Somewhat delayed post, but the topic, I think, is plenty fresh. On the Brooks view of individuality (which I discussed on below), Maggie Gallagher at the Corner says:
Having psychologized every other aspect of morality, there is no good reason why we shouldn’t also psychologize the idea of character.
But the core problem with David Brooks’s analysis is this: In the Victorian sense, character was not an innate characteristic you possessed, it was something that other people gave you.
Character was understood to be an aspiration, in other words, that became real by acting in such a way that others observed in you “character.”
Absent a cultural context that promotes this ideal, character in the old sense doesn’t make any sense. It doesn’t exist raw in nature as an empirical fact of human beings.

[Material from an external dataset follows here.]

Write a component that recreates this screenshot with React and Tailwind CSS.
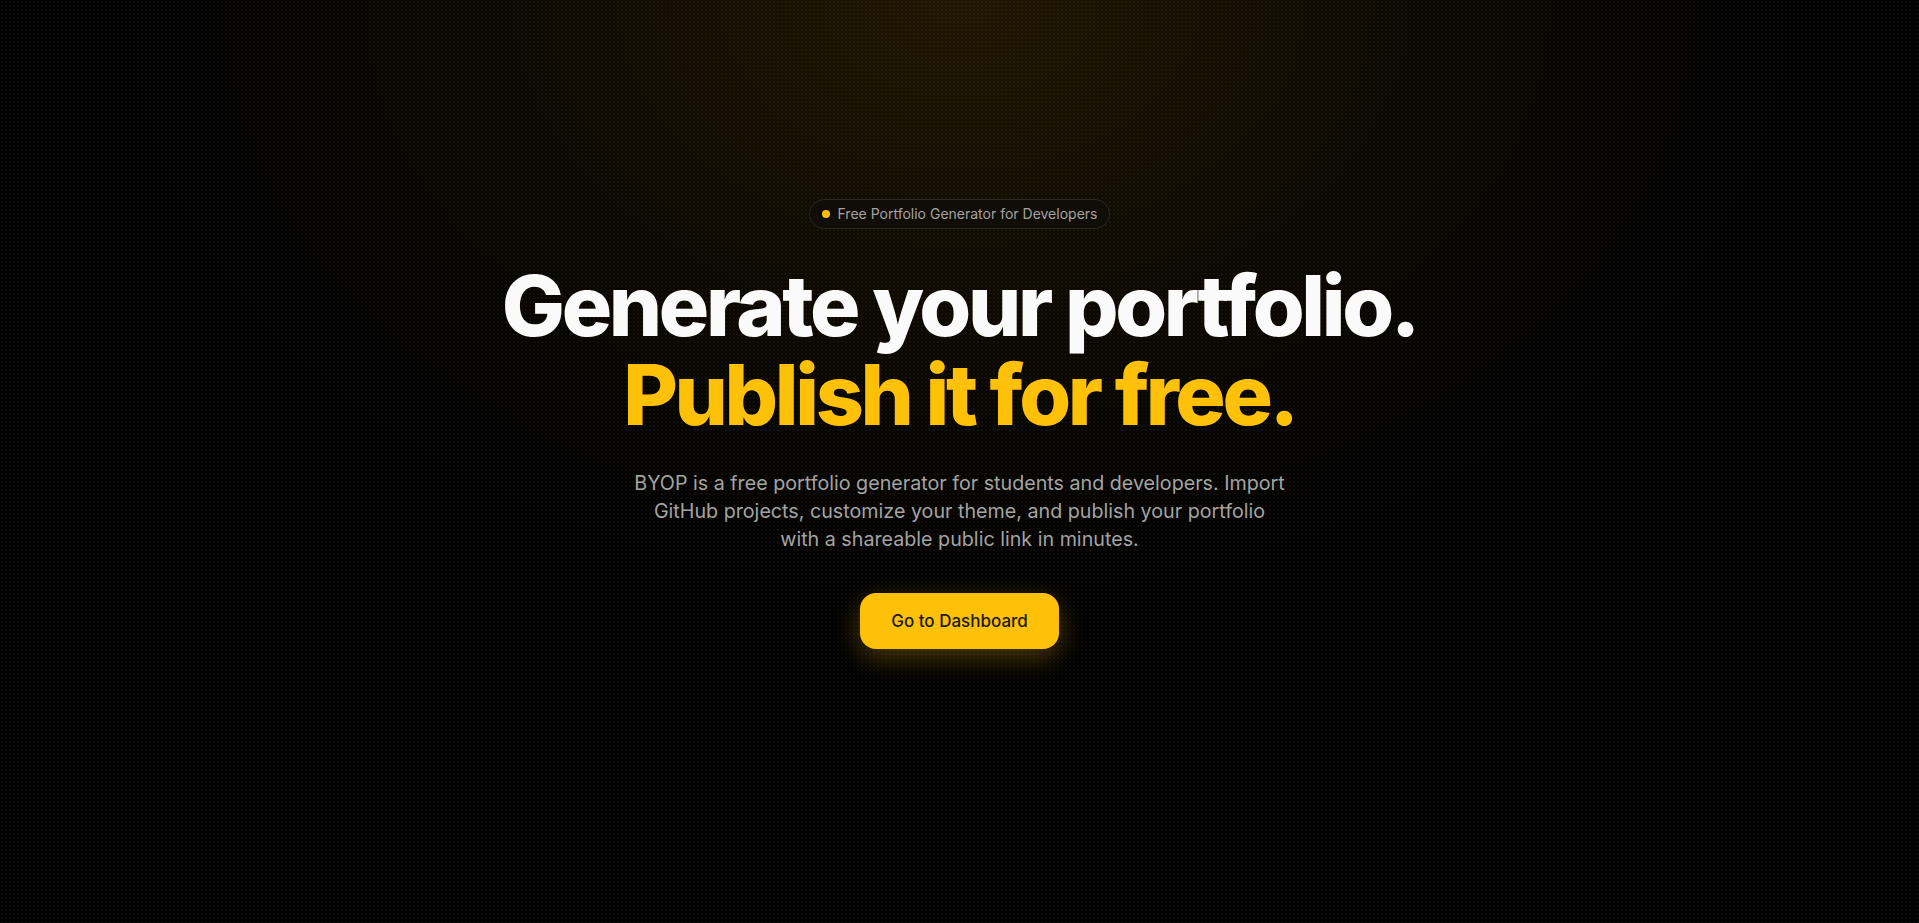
import React from "react";

export default function App() {
  return (
    <div
      className="relative min-h-screen w-full overflow-hidden bg-black"
      style={{ fontFamily: "Inter, 'Noto Sans', sans-serif" }}
    >
      <div className="pointer-events-none absolute inset-0 bg-[radial-gradient(rgba(255,255,255,0.06)_0.6px,transparent_0.9px)] bg-[length:4px_4px]" />
      <div className="pointer-events-none absolute inset-0 bg-[radial-gradient(ellipse_46%_68%_at_50%_0%,rgba(255,185,10,0.12),rgba(255,185,10,0.05)_50%,transparent_100%)]" />
      <main className="relative flex flex-col items-center pt-[199px] text-center">
        <div className="flex h-[30px] items-center gap-2 rounded-full border border-[#2a2723] bg-[rgba(16,13,8,0.8)] px-3">
          <span className="size-2 rounded-full bg-[#ffc107]" />
          <span className="text-sm text-[#a3a3a3]">Free Portfolio Generator for Developers</span>
        </div>
        <h1 className="mt-8 text-[84px] font-extrabold leading-[89px] tracking-[-0.04em]">
          <span className="block text-[#fafafa]">Generate your portfolio.</span>
          <span className="block text-[#ffc107]">Publish it for free.</span>
        </h1>
        <p className="mt-[30px] max-w-[654px] text-[19.7px] leading-7 text-[#a3a3a3]">
          BYOP is a free portfolio generator for students and developers. Import GitHub projects, customize your
          theme, and publish your portfolio with a shareable public link in minutes.
        </p>
        <button className="mt-10 rounded-2xl bg-[#ffc107] px-[31px] py-4 text-[17px] font-medium leading-6 text-[#1a1a1a] shadow-[0_8px_28px_rgba(255,193,7,0.3)]">
          Go to Dashboard
        </button>
      </main>
    </div>
  );
}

It is a cultural creation, made real when people care enough to aspire to it and to incarnate it to the extent that human beings can incarnate ideals.
The core problem with Maggie’s analysis is this: in the sense used by John Stuart Mill, who shares the “Victorian” view of character she praises, individuals in fact have no innate individual character. Mill uses “individual” as an honorific, a term we bestow upon people so full of individuality that both they and we can experience it. Individuality turns out to be a slippery fudge word, alas, having to do with the originality of the powers that happen to have seemingly accumulated in or around you. I’m all for taking the reality of cultural creations seriously — and for a full understanding of what it means to incarnate something of the spirit. But the Millean vision of individuality — as Emerson, who in large part shares it, suggests — is inimical to the cultural incarnation of people who recognize the reality of individual being and take it seriously. Our rather cultish view of charisma, which accepts the disintegration of the individual in the pursuit of full experiences of individuality, seems to promise a new dark ages of pop superstition and a fall away from the very precondition of character, socially constructed or otherwise.